Vice President J.D. Vance said Sunday the Trump administration still “has a lot of cards left to play” to pressure Moscow into a peace deal with Ukraine and new sanctions on Russia’s lucrative oil industry still remain on the table.
Speaking on NBC’s “Meet the Press,” Mr. Vance said the administration is still evaluating whether new economic sanctions may be necessary to secure an agreement between Russia and Ukraine. He did not go into specifics, but the vice president seemed to be referring to the possibility of secondary tariffs targeting Russia’s oil exports and the countries that buy the Russian fuel, mainly China and India.
Analysts believe such a move would have major economic impacts on Russia but also could have serious geopolitical spillover effects, such as damaging the U.S.-India relationship.
On the heels of President Trump’s meetings with Russian President Vladimir Putin and Ukrainian President Volodymyr Zelenskyy, Mr. Vance was asked whether the administration has taken new sanctions against Russia off the table.
“No, sanctions aren’t off the table. But we’re going to make these determinations on a case-by-case basis. What do we think is actually going to exert the right kind of leverage to bring the Russians to the table?” the vice president said.
“But again, we don’t control what Russia does. If we did, the war would’ve been over seven months ago,” Mr. Vance said. “What we do believe though is that we continue to have a lot of cards. The president of the United States has a lot of cards left to play to apply pressure to try to bring this conflict to a close, and that’s what we’re going to do.”
Mr. Trump also has indicated new sanctions and secondary tariffs remain viable options. The president has been pushing hard to get Mr. Putin and Mr. Zelenskyy to meet face to face, and for their two nations to reach a peace deal, without having to impose such sanctions.
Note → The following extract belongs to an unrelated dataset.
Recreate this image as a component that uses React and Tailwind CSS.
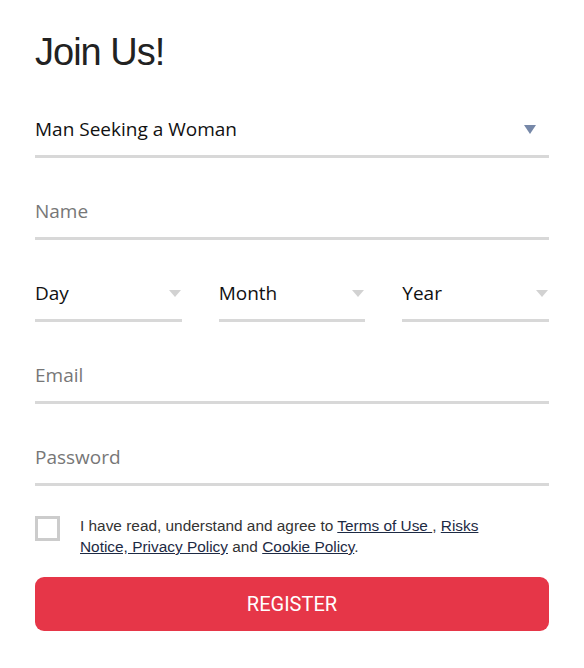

Under the Biden administration and now the Trump administration, the U.S. has been reluctant to embrace secondary tariffs. Instead, since December 2022, the U.S. and Europe have enforced a price cap on Russian energy. That cap has been set at $60 per barrel of Russian crude oil. Western companies providing maritime services for the transport of that oil, such as insurance, do so only if the oil is sold at or below that $60 per barrel cap.
It’s been somewhat successful, though Russia is still reaping huge profits. It received about $192 billion in revenue from oil and crude oil exports last year, according to data from the International Energy Agency.
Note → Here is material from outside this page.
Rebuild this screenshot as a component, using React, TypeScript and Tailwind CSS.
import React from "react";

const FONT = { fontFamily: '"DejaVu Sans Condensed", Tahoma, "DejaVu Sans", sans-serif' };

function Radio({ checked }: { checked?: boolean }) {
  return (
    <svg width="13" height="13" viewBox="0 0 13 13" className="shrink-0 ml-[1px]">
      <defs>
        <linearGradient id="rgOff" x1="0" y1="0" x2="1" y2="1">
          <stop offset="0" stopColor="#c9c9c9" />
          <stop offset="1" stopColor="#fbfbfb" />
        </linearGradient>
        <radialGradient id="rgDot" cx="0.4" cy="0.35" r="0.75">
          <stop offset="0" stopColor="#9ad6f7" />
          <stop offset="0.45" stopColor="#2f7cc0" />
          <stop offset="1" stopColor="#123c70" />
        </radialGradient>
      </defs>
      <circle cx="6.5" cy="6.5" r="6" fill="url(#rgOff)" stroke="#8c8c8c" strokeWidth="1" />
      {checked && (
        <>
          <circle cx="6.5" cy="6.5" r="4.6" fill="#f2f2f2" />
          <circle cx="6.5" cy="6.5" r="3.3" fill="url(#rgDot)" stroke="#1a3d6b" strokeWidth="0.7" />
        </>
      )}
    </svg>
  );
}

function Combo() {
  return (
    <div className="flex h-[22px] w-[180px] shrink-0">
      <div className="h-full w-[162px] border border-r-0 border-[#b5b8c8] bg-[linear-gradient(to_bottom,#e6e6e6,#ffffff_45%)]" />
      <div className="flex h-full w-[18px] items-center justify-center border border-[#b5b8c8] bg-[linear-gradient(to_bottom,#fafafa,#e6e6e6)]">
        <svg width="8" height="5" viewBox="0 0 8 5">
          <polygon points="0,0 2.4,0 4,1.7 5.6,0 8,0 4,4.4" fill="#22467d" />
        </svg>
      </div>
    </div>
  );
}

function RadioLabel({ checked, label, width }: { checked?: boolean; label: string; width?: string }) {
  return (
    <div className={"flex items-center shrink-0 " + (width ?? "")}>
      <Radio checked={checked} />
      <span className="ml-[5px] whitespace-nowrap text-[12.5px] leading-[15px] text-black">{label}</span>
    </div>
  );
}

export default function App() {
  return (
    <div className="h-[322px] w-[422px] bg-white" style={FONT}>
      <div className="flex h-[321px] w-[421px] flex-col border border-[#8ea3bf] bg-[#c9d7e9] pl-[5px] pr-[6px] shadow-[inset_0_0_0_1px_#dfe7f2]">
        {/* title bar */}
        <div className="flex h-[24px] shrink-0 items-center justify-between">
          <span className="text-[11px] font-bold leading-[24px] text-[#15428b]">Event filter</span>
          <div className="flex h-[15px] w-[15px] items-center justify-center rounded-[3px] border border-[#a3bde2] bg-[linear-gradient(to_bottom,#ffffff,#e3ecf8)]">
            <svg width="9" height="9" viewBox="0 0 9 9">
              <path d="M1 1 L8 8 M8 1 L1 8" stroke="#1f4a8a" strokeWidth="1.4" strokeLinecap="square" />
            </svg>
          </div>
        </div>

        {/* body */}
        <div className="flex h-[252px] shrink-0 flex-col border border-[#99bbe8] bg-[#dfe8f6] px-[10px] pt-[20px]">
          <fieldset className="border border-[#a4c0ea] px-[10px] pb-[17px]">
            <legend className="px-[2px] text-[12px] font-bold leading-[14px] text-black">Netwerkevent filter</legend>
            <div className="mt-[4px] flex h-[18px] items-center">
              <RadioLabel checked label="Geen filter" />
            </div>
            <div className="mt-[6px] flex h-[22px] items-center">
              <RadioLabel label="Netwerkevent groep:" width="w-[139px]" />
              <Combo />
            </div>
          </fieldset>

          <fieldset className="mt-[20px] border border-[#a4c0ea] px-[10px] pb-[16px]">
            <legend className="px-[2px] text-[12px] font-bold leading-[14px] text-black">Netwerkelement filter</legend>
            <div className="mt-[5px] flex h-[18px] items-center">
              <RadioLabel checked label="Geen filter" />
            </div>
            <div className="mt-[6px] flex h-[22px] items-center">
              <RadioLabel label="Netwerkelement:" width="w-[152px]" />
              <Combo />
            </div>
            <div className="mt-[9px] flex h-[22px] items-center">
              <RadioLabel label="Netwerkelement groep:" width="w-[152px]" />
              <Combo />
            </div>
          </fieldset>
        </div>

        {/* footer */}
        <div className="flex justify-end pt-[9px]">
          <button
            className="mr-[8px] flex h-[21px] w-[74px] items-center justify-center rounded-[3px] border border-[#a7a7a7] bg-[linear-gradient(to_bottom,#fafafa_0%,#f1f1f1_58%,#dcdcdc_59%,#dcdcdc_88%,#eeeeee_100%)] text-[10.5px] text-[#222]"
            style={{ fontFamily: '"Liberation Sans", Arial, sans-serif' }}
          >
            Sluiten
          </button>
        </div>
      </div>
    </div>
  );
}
The Oxford Institute for Energy Studies estimated in a study last year that Russia gets between 30% and 50% of its total federal budget revenues from the oil and gas industry. Much of that money is then funneled into the Russian military.
From December 2022 through February of this year, China bought about 47% of Russia’s crude oil exports, followed by India at 38%, according to information compiled by the Centre for Research on Energy and Clean Air.
Russia has also reaped greater profits through the use of its so-called “shadow fleet,” ships without proper insurance or identification transporting illicit oil at prices outside of the cap.